Authorise change. Having signed off the UFD document someone must authorise subsequent changes to it. As we will see in a later chapter the project user manager has a key role to play here.
Sell the project to the business. Explain to all affected parties what's coming and when. Set their expectations appropriately. On a big project this can be quite a big endeavour with road shows, executive briefings, demos and so on. But if, when the users get it, they all complain it's nothing like what they expected the project user manager has some explaining to do.
Manage acceptance. Acceptance Testing, if you insist. The project user manager signs off at the end of testing and says the system is fit to go live. If there is going to be a user acceptance testing step the project user manager might even project manage it.

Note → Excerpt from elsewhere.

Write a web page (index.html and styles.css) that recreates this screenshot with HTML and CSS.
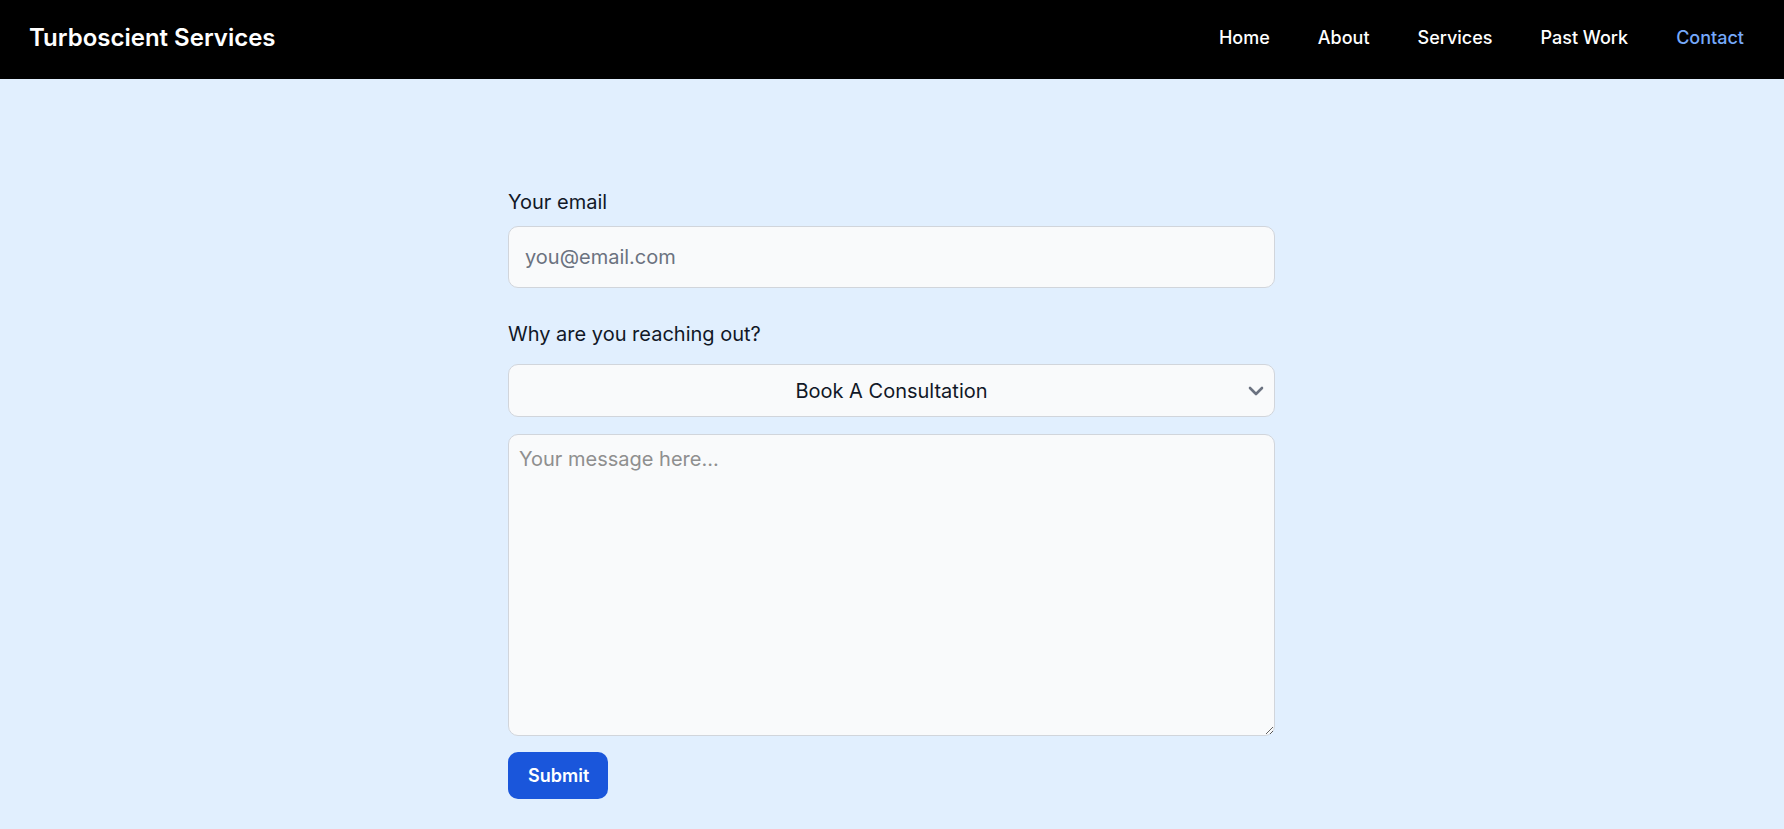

Training and implementation. Listed last, but this starts in parallel with the IT Technical Design step and includes designing and building user training materials, developing the roll out plan and then near the end of the project executing the training and roll out plans. In really large projects, implementation, training and roll out, etc is such a large undertaking that it may well have its own dedicated (sub) project manager. Just another example of the infinite number of possible project organisation variations that the project manager must select from.
Now, if you're screaming at the page
a) surely the project manager should do all of the things we have ascribed to the project user manager, or
b) surely the team of super users, one from each user domain, should do all of those things
it's probably because your experience has been of a) much smaller project or b) much larger projects than we
are assuming for the purposes of illustration. (Though even on huge projects there should be one project user manager
managing all those super users.) We will consider much smaller and much larger projects in a moment.
In summary, the project user manager is responsible for ensuring the project will meet the needs of the business.